• [Directions for this task] Drop the pictures, then extract the listing word for word.

[Begin Information shown]

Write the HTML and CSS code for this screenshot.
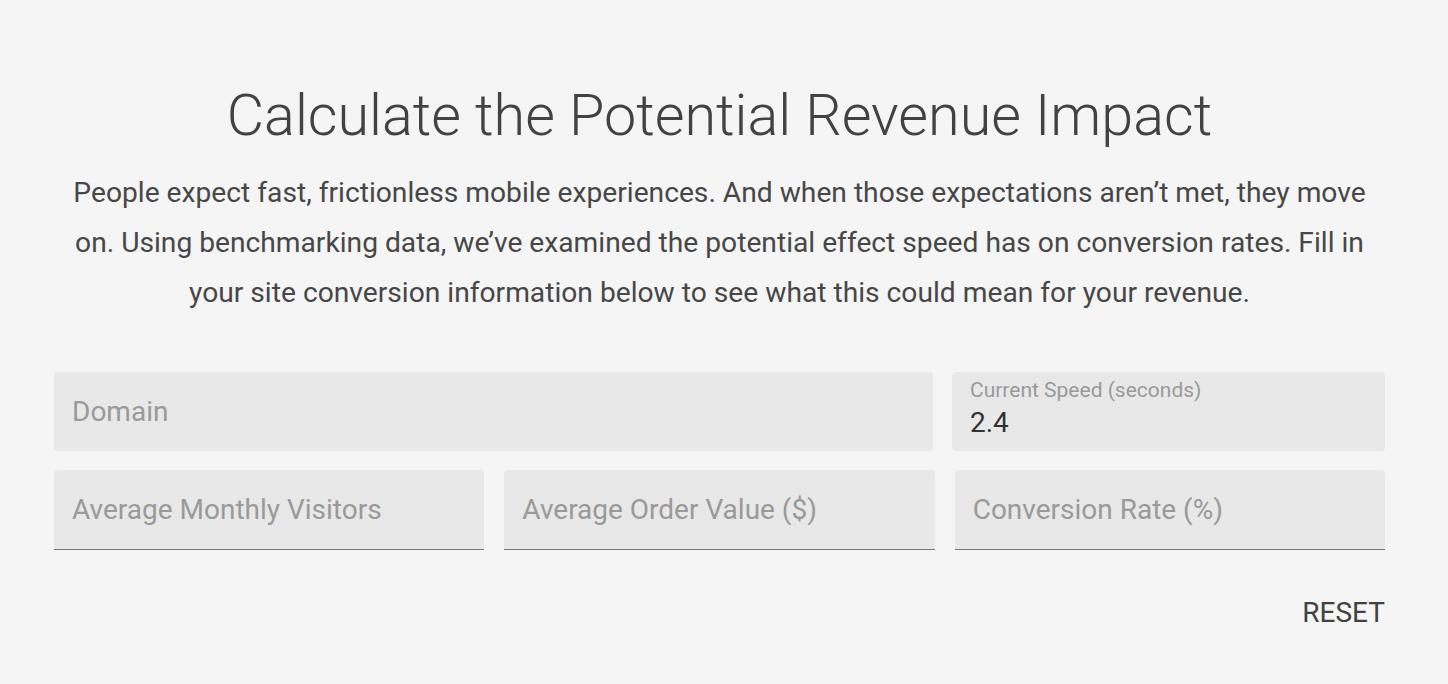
FILE: index.html
```html
<!DOCTYPE html>
<html lang="en">
<head>
  <meta charset="UTF-8">
  <title>Revenue Impact Calculator</title>
  <link rel="stylesheet" href="styles.css">
</head>
<body>
<main class="calc">
  <h1 class="calc-title">Calculate the Potential Revenue Impact</h1>
  <p class="calc-intro">People expect fast, frictionless mobile experiences. And when those expectations aren’t met, they move on. Using benchmarking data, we’ve examined the potential effect speed has on conversion rates. Fill in your site conversion information below to see what this could mean for your revenue.</p>

  <form class="calc-form">
    <div class="row row-top">
      <div class="field">
        <input type="text" placeholder="Domain">
      </div>
      <div class="field field-labelled">
        <label for="speed">Current Speed (seconds)</label>
        <input type="text" id="speed" value="2.4">
      </div>
    </div>
    <div class="row row-bottom">
      <div class="field field-line">
        <input type="text" placeholder="Average Monthly Visitors">
      </div>
      <div class="field field-line">
        <input type="text" placeholder="Average Order Value ($)">
      </div>
      <div class="field field-line">
        <input type="text" placeholder="Conversion Rate (%)">
      </div>
    </div>
    <div class="actions">
      <button type="reset" class="btn-reset">RESET</button>
    </div>
  </form>
</main>
</body>
</html>
```

FILE: styles.css
```css
* {
  margin: 0;
  padding: 0;
  box-sizing: border-box;
}

body {
  background: #f5f5f5;
  font-family: Roboto, "Liberation Sans", sans-serif;
  color: #424242;
}

.calc {
  width: 1331px;
  margin-left: 54px;
  padding-top: 81px;
}

.calc-title {
  font-size: 57.5px;
  font-weight: 300;
  line-height: 70px;
  text-align: center;
  color: #424242;
}

.calc-intro {
  width: 1305px;
  margin: 17px auto 0;
  font-size: 28.2px;
  line-height: 50px;
  text-align: center;
  color: #474747;
}

.calc-form {
  margin-top: 54px;
}

.row {
  display: grid;
  margin-bottom: 19px;
}

.row-top {
  grid-template-columns: 879px 1fr;
  column-gap: 19px;
}

.row-bottom {
  grid-template-columns: 1fr 1fr 1fr;
  column-gap: 20px;
}

.field {
  height: 79px;
  background: #e8e8e8;
  border-radius: 4px;
  padding: 0 18px;
  display: flex;
  flex-direction: column;
  justify-content: center;
}

.field-line {
  height: 80px;
  border-radius: 4px 4px 0 0;
  border-bottom: 1px solid #777;
}

.field input {
  width: 100%;
  border: 0;
  outline: 0;
  background: transparent;
  font-family: Roboto, "Liberation Sans", sans-serif;
  font-size: 28px;
  color: #333;
}

.field input::placeholder {
  color: #9a9a9a;
}

.field-labelled {
  justify-content: flex-start;
  padding-top: 5px;
}

.field-labelled label {
  font-size: 21px;
  line-height: 26px;
  color: #9a9a9a;
}

.field-labelled input {
  line-height: 40px;
}

.actions {
  display: flex;
  justify-content: flex-end;
  margin-top: 46px;
}

.btn-reset {
  border: 0;
  background: transparent;
  font-family: Roboto, "Liberation Sans", sans-serif;
  font-size: 28px;
  color: #424242;
  cursor: pointer;
}
```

[End Information shown]

• [Task answer]
Write the HTML and CSS code for this screenshot.
FILE: index.html
```html
<!DOCTYPE html>
<html lang="en">
<head>
  <meta charset="UTF-8">
  <title>Revenue Impact Calculator</title>
  <link rel="stylesheet" href="styles.css">
</head>
<body>
<main class="calc">
  <h1 class="calc-title">Calculate the Potential Revenue Impact</h1>
  <p class="calc-intro">People expect fast, frictionless mobile experiences. And when those expectations aren’t met, they move on. Using benchmarking data, we’ve examined the potential effect speed has on conversion rates. Fill in your site conversion information below to see what this could mean for your revenue.</p>

  <form class="calc-form">
    <div class="row row-top">
      <div class="field">
        <input type="text" placeholder="Domain">
      </div>
      <div class="field field-labelled">
        <label for="speed">Current Speed (seconds)</label>
        <input type="text" id="speed" value="2.4">
      </div>
    </div>
    <div class="row row-bottom">
      <div class="field field-line">
        <input type="text" placeholder="Average Monthly Visitors">
      </div>
      <div class="field field-line">
        <input type="text" placeholder="Average Order Value ($)">
      </div>
      <div class="field field-line">
        <input type="text" placeholder="Conversion Rate (%)">
      </div>
    </div>
    <div class="actions">
      <button type="reset" class="btn-reset">RESET</button>
    </div>
  </form>
</main>
</body>
</html>
```

FILE: styles.css
```css
* {
  margin: 0;
  padding: 0;
  box-sizing: border-box;
}

body {
  background: #f5f5f5;
  font-family: Roboto, "Liberation Sans", sans-serif;
  color: #424242;
}

.calc {
  width: 1331px;
  margin-left: 54px;
  padding-top: 81px;
}

.calc-title {
  font-size: 57.5px;
  font-weight: 300;
  line-height: 70px;
  text-align: center;
  color: #424242;
}

.calc-intro {
  width: 1305px;
  margin: 17px auto 0;
  font-size: 28.2px;
  line-height: 50px;
  text-align: center;
  color: #474747;
}

.calc-form {
  margin-top: 54px;
}

.row {
  display: grid;
  margin-bottom: 19px;
}

.row-top {
  grid-template-columns: 879px 1fr;
  column-gap: 19px;
}

.row-bottom {
  grid-template-columns: 1fr 1fr 1fr;
  column-gap: 20px;
}

.field {
  height: 79px;
  background: #e8e8e8;
  border-radius: 4px;
  padding: 0 18px;
  display: flex;
  flex-direction: column;
  justify-content: center;
}

.field-line {
  height: 80px;
  border-radius: 4px 4px 0 0;
  border-bottom: 1px solid #777;
}

.field input {
  width: 100%;
  border: 0;
  outline: 0;
  background: transparent;
  font-family: Roboto, "Liberation Sans", sans-serif;
  font-size: 28px;
  color: #333;
}

.field input::placeholder {
  color: #9a9a9a;
}

.field-labelled {
  justify-content: flex-start;
  padding-top: 5px;
}

.field-labelled label {
  font-size: 21px;
  line-height: 26px;
  color: #9a9a9a;
}

.field-labelled input {
  line-height: 40px;
}

.actions {
  display: flex;
  justify-content: flex-end;
  margin-top: 46px;
}

.btn-reset {
  border: 0;
  background: transparent;
  font-family: Roboto, "Liberation Sans", sans-serif;
  font-size: 28px;
  color: #424242;
  cursor: pointer;
}
```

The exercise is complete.